Frequently asked questions
How strong are the currents when scuba diving in Komodo National Park from Labuan Bajo?
Currents in Komodo can run several knots and change direction and vertical pull quickly, including down-currents at exposed pinnacles. We plan dives around slack tide and expect divers to be comfortable with drift technique, reef hooks and surface marker buoys. Sites are chosen daily to match the tidal window and each diver’s logged experience.
What is the best season to scuba dive North vs South Komodo from Labuan Bajo?
The dry season, April to October, is best for northern sites, with calm seas and visibility often in the 20–30 metre range.
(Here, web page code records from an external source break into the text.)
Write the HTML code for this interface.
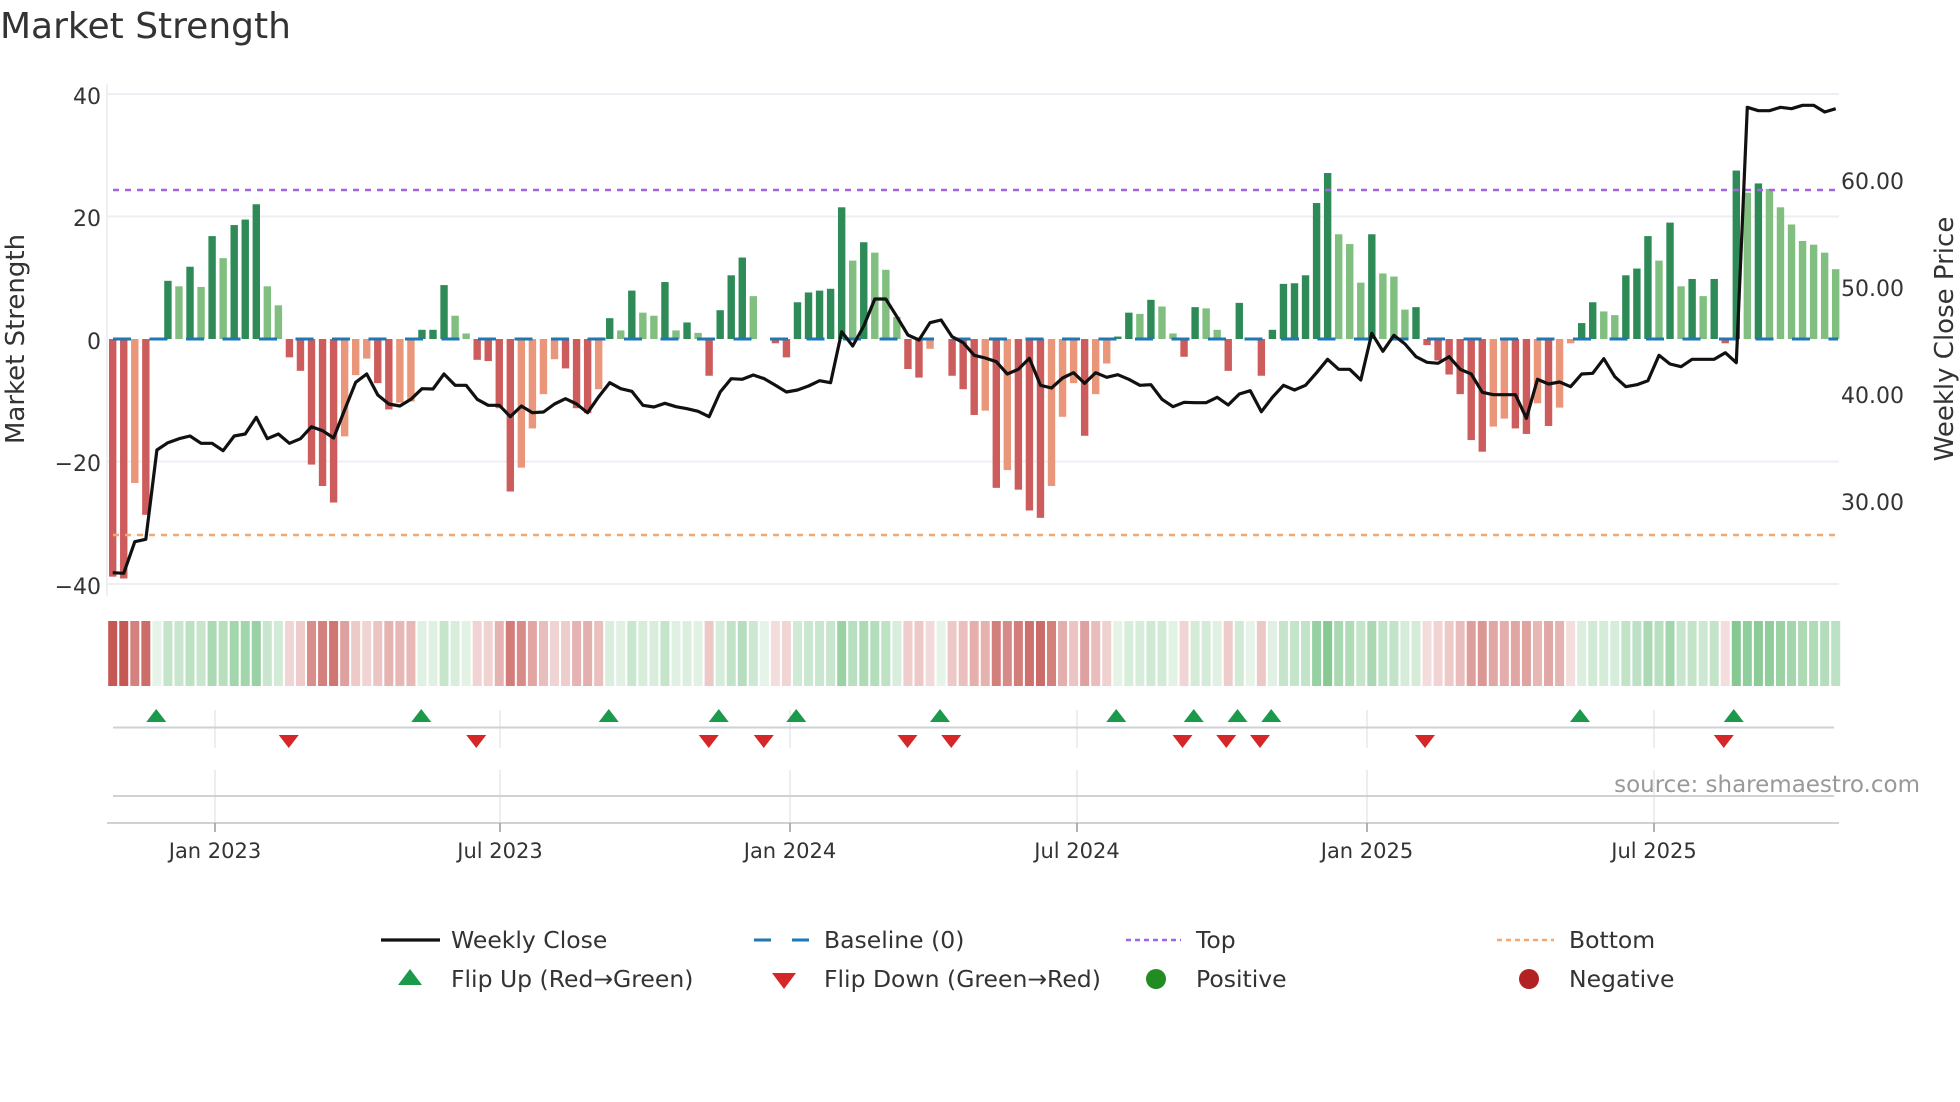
<!DOCTYPE html>
<html><head><meta charset="utf-8"><style>
html,body{margin:0;padding:0;background:#fff;}
svg{display:block;font-family:"DejaVu Sans","Liberation Sans",sans-serif;}
</style></head><body>
<svg id="c" width="1960" height="1102" viewBox="0 0 1960 1102" xmlns="http://www.w3.org/2000/svg">
<text x="0" y="38" font-size="36" fill="#333">Market Strength</text>
<g stroke="#eceff4" stroke-width="2">
<line x1="107" y1="94" x2="1839" y2="94"/><line x1="107" y1="216.5" x2="1839" y2="216.5"/>
<line x1="107" y1="461.5" x2="1839" y2="461.5"/><line x1="107" y1="584" x2="1839" y2="584"/>
<line x1="107" y1="84" x2="107" y2="596"/>
</g>
<g font-size="22" fill="#333" text-anchor="end">
<text x="101" y="104">40</text><text x="101" y="226">20</text><text x="101" y="349">0</text>
<text x="101" y="471">−20</text><text x="101" y="594">−40</text>
</g>
<g font-size="22" fill="#333">
<text x="1841" y="189">60.00</text><text x="1841" y="296">50.00</text>
<text x="1841" y="403">40.00</text><text x="1841" y="510">30.00</text>
</g>
<text transform="translate(24,339) rotate(-90)" font-size="26" fill="#333" text-anchor="middle">Market Strength</text>
<text transform="translate(1953,339) rotate(-90)" font-size="26" fill="#333" text-anchor="middle">Weekly Close Price</text>
<g id="bars"></g>
<line x1="113" y1="339" x2="1838" y2="339" stroke="#1f77b4" stroke-width="3" stroke-dasharray="18 18.5"/>
<line x1="113" y1="190" x2="1838" y2="190" stroke="#a463e0" stroke-width="2.5" stroke-dasharray="6 6"/>
<line x1="113" y1="535" x2="1838" y2="535" stroke="#f2a870" stroke-width="2.5" stroke-dasharray="6 6"/>
<polyline id="line" fill="none" stroke="#111" stroke-width="3.2" stroke-linejoin="round"/>
<g id="strip"></g>
<g stroke="#e6e8ec" stroke-width="1.5">
<line x1="215" y1="710" x2="215" y2="748"/><line x1="500" y1="710" x2="500" y2="748"/><line x1="790" y1="710" x2="790" y2="748"/><line x1="1077" y1="710" x2="1077" y2="748"/><line x1="1367" y1="710" x2="1367" y2="748"/><line x1="1654" y1="710" x2="1654" y2="748"/>
<line x1="215" y1="770" x2="215" y2="822"/><line x1="500" y1="770" x2="500" y2="822"/><line x1="790" y1="770" x2="790" y2="822"/><line x1="1077" y1="770" x2="1077" y2="822"/><line x1="1367" y1="770" x2="1367" y2="822"/><line x1="1654" y1="770" x2="1654" y2="822"/>
</g>
<line x1="113" y1="727.5" x2="1834" y2="727.5" stroke="#cfd1d4" stroke-width="2"/>
<line x1="113" y1="796" x2="1834" y2="796" stroke="#cfd1d4" stroke-width="2"/>
<line x1="107" y1="823" x2="1839" y2="823" stroke="#cfd1d4" stroke-width="2"/>
<g stroke="#999" stroke-width="1.5">
<line x1="215" y1="823" x2="215" y2="832"/><line x1="500" y1="823" x2="500" y2="832"/><line x1="790" y1="823" x2="790" y2="832"/><line x1="1077" y1="823" x2="1077" y2="832"/><line x1="1367" y1="823" x2="1367" y2="832"/><line x1="1654" y1="823" x2="1654" y2="832"/>
</g>
<g id="flips"></g>
<g font-size="21" fill="#333" text-anchor="middle">
<text x="215" y="858">Jan 2023</text><text x="500" y="858">Jul 2023</text><text x="790" y="858">Jan 2024</text>
<text x="1077" y="858">Jul 2024</text><text x="1367" y="858">Jan 2025</text><text x="1654" y="858">Jul 2025</text>
</g>
<text x="1920" y="792" font-size="23" fill="#999" text-anchor="end">source: sharemaestro.com</text>
<g font-size="23.5" fill="#333">
<line x1="381" y1="940" x2="440" y2="940" stroke="#111" stroke-width="3.2"/>
<text x="451" y="948">Weekly Close</text>
<line x1="754" y1="940" x2="809" y2="940" stroke="#1f77b4" stroke-width="3" stroke-dasharray="17 21"/>
<text x="824" y="948">Baseline (0)</text>
<line x1="1126" y1="940" x2="1181" y2="940" stroke="#a463e0" stroke-width="2.5" stroke-dasharray="5 4"/>
<text x="1196" y="948">Top</text>
<line x1="1497" y1="940" x2="1554" y2="940" stroke="#f2a870" stroke-width="2.5" stroke-dasharray="5 4"/>
<text x="1569" y="948">Bottom</text>
<polygon points="410,969 422,985 398,985" fill="#1a9a4a"/>
<text x="451" y="987">Flip Up (Red→Green)</text>
<polygon points="772,973 796,973 784,989" fill="#d62728"/>
<text x="824" y="987">Flip Down (Green→Red)</text>
<circle cx="1156" cy="979" r="10" fill="#228b22"/>
<text x="1196" y="987">Positive</text>
<circle cx="1529" cy="979" r="10" fill="#b22222"/>
<text x="1569" y="987">Negative</text>
</g>
</svg>
<script>
var V=[-38.8,-39.1,-23.5,-28.7,0,9.5,8.6,11.8,8.5,16.8,13.2,18.6,19.5,22,8.6,5.5,-3,-5.2,-20.5,-24,-26.7,-15.9,-5.9,-3.2,-7.2,-11.5,-10.4,-10.2,1.5,1.5,8.8,3.8,0.9,-3.4,-3.6,-11.3,-24.9,-21,-14.6,
-9,-3.3,-4.8,-11.3,-12.1,-8.2,3.4,1.4,7.9,4.3,3.8,9.3,1.4,2.7,1,-6,4.7,10.4,13.3,7,0,-0.7,-3,6,7.6,7.9,8.2,21.5,12.8,15.8,14.1,11.3,3.6,-4.9,-6.3,-1.6,0,-6,-8.2,-12.4,
-11.7,-24.3,-21.4,-24.6,-28,-29.2,-24,-12.7,-7.2,-15.8,-9,-4,0.4,4.3,4.1,6.4,5.3,0.9,-2.9,5.2,5,1.5,-5.2,5.9,0,-6,1.5,9,9.1,10.4,22.2,27.1,17.1,15.5,9.2,17.1,10.7,10.2,4.8,5.2,
-1,-3.5,-5.8,-9,-16.5,-18.4,-14.3,-13,-14.6,-15.5,-10.5,-14.2,-11.2,-0.7,2.6,6,4.5,3.9,10.4,11.5,16.8,12.8,19,8.6,9.8,7,9.8,-0.7,27.5,23.9,25.4,24.5,21.5,18.7,16,15.4,14.1,11.4];
var T="ddldd"+"DLDLDLDDDLL"+"ddddd"+"lll"+"dd"+"ll"+"DDD"+"LL"+"dddd"+"ll"
+"ll"+"ddd"+"l"+"DLDLLDLDL"+"d"+"DDDL"+"ddd"+"DDDDD"+"LDLLL"+"ddl"+"dddd"+"l"
+"dlddd"+"lll"+"d"+"ll"+"DDLDLL"+"d"+"DLL"+"d"+"D"+"d"+"d"+"DDDDDD"+"LLL"+"D"+"LLL"+"D"+"d"
+"ddddd"+"ll"+"dd"+"l"+"d"+"ll"+"DDLLDDDLDLDLD"+"d"+"DLDL"+"LLLLLL";
var L1=[1268,1270,1175,1168,900,878,866,858,880,880,902,858,852,802,866,852,880,866,830,842,864,780,697,672,735,762,768,748,716,717,672,706,706,748,766,766,800,768,788,786];
var L2=[788,762,746,762,788,740,698,716,724,766,771,760,770,776,784,800,726,686,688,675,686,706,726,720,708,692,698,545,588,528,447,447,500,555,570,518,510,560,578,616,624];
var L3=[620,635,672,658,625,706,714,684,668,700,668,682,674,688,706,704,748,770,757,758,758,742,765,732,722,785,742,706,720,706,668,628,658,658,690,550,604,556,582,620,637];
var L4=[820,800,838,852,907,914,914,914,985,868,882,876,890,852,850,806,860,890,884,872,796,822,830,808,808,808,788,818,52,62,62,52,56,46,46,66,56,48];
var ys=[];L1.forEach(function(y){ys.push(150+y/3)});
L2.slice(1).forEach(function(y){ys.push(150+y/3)});
L3.slice(1).forEach(function(y){ys.push(150+y/3)});
L4.forEach(function(y){ys.push(90+y/3)});
var NS="http://www.w3.org/2000/svg",step=(1835.7-112.7)/156;
function el(n,a,p){var e=document.createElementNS(NS,n);for(var k in a)e.setAttribute(k,a[k]);p.appendChild(e);}
var B=document.getElementById('bars'),S=document.getElementById('strip'),F=document.getElementById('flips');
var cols={D:"#2e8b57",L:"#80bf80",d:"#cd5c5c",l:"#e9967a"};
for(var i=0;i<V.length;i++){var v=V[i],x=112.7+i*step,t=T[i]||(v>=0?'L':'l');
 if(v!==0){var h=Math.abs(v)*6.125;el('rect',{x:x-3.7,y:v>0?339-h:339,width:7.4,height:h,fill:cols[t]},B);}
 var a=Math.min(1,0.18+0.82*Math.abs(v)/34),c;
 if(v>=0){c="rgb("+Math.round(255-a*(255-110))+","+Math.round(255-a*(255-190))+","+Math.round(255-a*(255-125))+")";}
 else{c="rgb("+Math.round(255-a*(255-198))+","+Math.round(255-a*(255-88))+","+Math.round(255-a*(255-84))+")";}
 el('rect',{x:x-4.5,y:621,width:9,height:65,fill:c},S);
}
var pts=[];for(var j=0;j<ys.length&&j<V.length;j++){pts.push((112.7+j*step).toFixed(1)+","+ys[j].toFixed(1));}
document.getElementById('line').setAttribute('points',pts.join(' '));
[125,337,487,575,637,752,893,955,990,1017,1264,1387].forEach(function(x){x*=1.25;el('polygon',{points:x+",709 "+(x+10)+",722 "+(x-10)+",722",fill:"#1a9a4a"},F);});
[231,381,567,611,726,761,946,981,1008,1140,1379].forEach(function(x){x*=1.25;el('polygon',{points:(x-10)+",735 "+(x+10)+",735 "+x+",748",fill:"#d62728"},F);});
</script>
</body></html>
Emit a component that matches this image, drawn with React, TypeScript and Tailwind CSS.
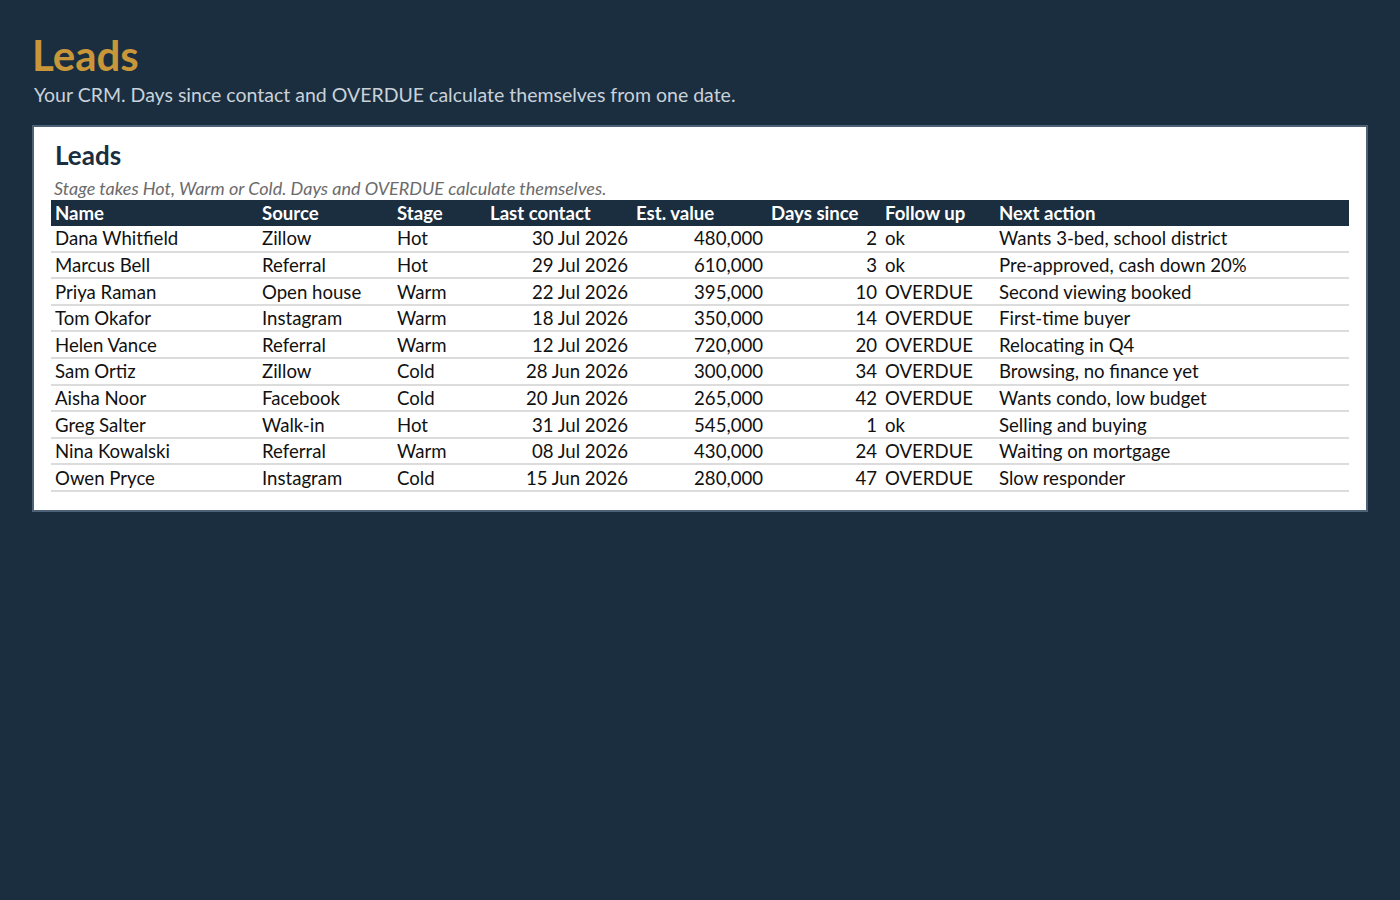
const leads = [
  ["Dana Whitfield", "Zillow", "Hot", "30 Jul 2026", "480,000", "2", "ok", "Wants 3-bed, school district"],
  ["Marcus Bell", "Referral", "Hot", "29 Jul 2026", "610,000", "3", "ok", "Pre-approved, cash down 20%"],
  ["Priya Raman", "Open house", "Warm", "22 Jul 2026", "395,000", "10", "OVERDUE", "Second viewing booked"],
  ["Tom Okafor", "Instagram", "Warm", "18 Jul 2026", "350,000", "14", "OVERDUE", "First-time buyer"],
  ["Helen Vance", "Referral", "Warm", "12 Jul 2026", "720,000", "20", "OVERDUE", "Relocating in Q4"],
  ["Sam Ortiz", "Zillow", "Cold", "28 Jun 2026", "300,000", "34", "OVERDUE", "Browsing, no finance yet"],
  ["Aisha Noor", "Facebook", "Cold", "20 Jun 2026", "265,000", "42", "OVERDUE", "Wants condo, low budget"],
  ["Greg Salter", "Walk-in", "Hot", "31 Jul 2026", "545,000", "1", "ok", "Selling and buying"],
  ["Nina Kowalski", "Referral", "Warm", "08 Jul 2026", "430,000", "24", "OVERDUE", "Waiting on mortgage"],
  ["Owen Pryce", "Instagram", "Cold", "15 Jun 2026", "280,000", "47", "OVERDUE", "Slow responder"],
];

const columns = [
  { label: "Name", w: "w-[207px]", right: false },
  { label: "Source", w: "w-[135px]", right: false },
  { label: "Stage", w: "w-[93px]", right: false },
  { label: "Last contact", w: "w-[146px]", right: true },
  { label: "Est. value", w: "w-[135px]", right: true },
  { label: "Days since", w: "w-[114px]", right: true },
  { label: "Follow up", w: "w-[114px]", right: false },
  { label: "Next action", w: "flex-1", right: false },
];

export default function App() {
  return (
    <div className="min-h-[900px] bg-[#1a2e40] px-8 pt-[30px] font-['Lato','Liberation_Sans',sans-serif]">
      {/* Page heading */}
      <h1 className="text-[42px] font-bold leading-[51px] text-[#c9973a]">Leads</h1>
      <p className="text-[19.5px] leading-[28px] text-[#c9d1d9] pl-[2px]">
        Your CRM. Days since contact and OVERDUE calculate themselves from one date.
      </p>

      {/* Card */}
      <div className="mt-[16px] border-2 border-[#4d6276] bg-white px-[17px] pt-[12px] pb-[18px]">
        <h2 className="text-[26px] font-bold leading-[32px] text-[#1a2e40] pl-[4px]">Leads</h2>
        <p className="mt-[5px] text-[18px] italic leading-[24px] text-[#6b6b6b] pl-[3px]">
          Stage takes Hot, Warm or Cold. Days and OVERDUE calculate themselves.
        </p>

        <div className="text-[18.6px]">
          <div className="flex h-[26px] items-center bg-[#1a2e40] pt-[1px] font-bold text-white">
            {columns.map((c) => (
              <div key={c.label} className={`${c.w} px-[4px]`}>
                {c.label}
              </div>
            ))}
          </div>
          {leads.map((row) => (
            <div
              key={row[0]}
              className="flex h-[26.6px] items-center border-b-2 border-[#dcdcdc] pt-[2px] text-[#111]"
            >
              {row.map((cell, i) => (
                <div
                  key={i}
                  className={`${columns[i].w} px-[4px] ${columns[i].right ? "text-right" : "text-left"}`}
                >
                  {cell}
                </div>
              ))}
            </div>
          ))}
        </div>
      </div>
    </div>
  );
}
Southern sites dive best in the transition months when seas settle; their cooler, plankton-rich water lowers visibility but attracts mantas and larger animals. A private charter lets us switch between north and south to follow each day’s conditions.
Do Labuan Bajo liveaboards include night dives in Komodo National Park?
Yes, on multi-day liveaboard charters. Night dives are run from sheltered anchorages where the crew can moor safely after dark, usually in the north or central park. Single-day speedboat trips seldom include them because of the return run to Labuan Bajo. If night diving matters to you, we build it into a liveaboard itinerary from the outset.
Which dive sites can we include in a private charter such as Batu Bolong, Manta Point, Castle Rock or Crystal Rock?
All of them, conditions permitting. On a private charter we sequence Batu Bolong, Castle Rock, Crystal Rock and Manta Point across the tides so each is dived near its best window rather than in whatever order suits a fixed group. The exact choice each day depends on current, visibility and your team’s experience level.
What marine life can I see on a Komodo dive safari from Labuan Bajo?
Expect manta rays at cleaning stations, reef sharks, turtles, schooling trevally and fusiliers, and rich macro life such as frogfish, nudibranchs and pygmy seahorses. Whale sharks are occasionally seen in the dry season around the plankton-rich south. Sightings are never guaranteed — these are wild animals — but Komodo’s biodiversity is consistently exceptional.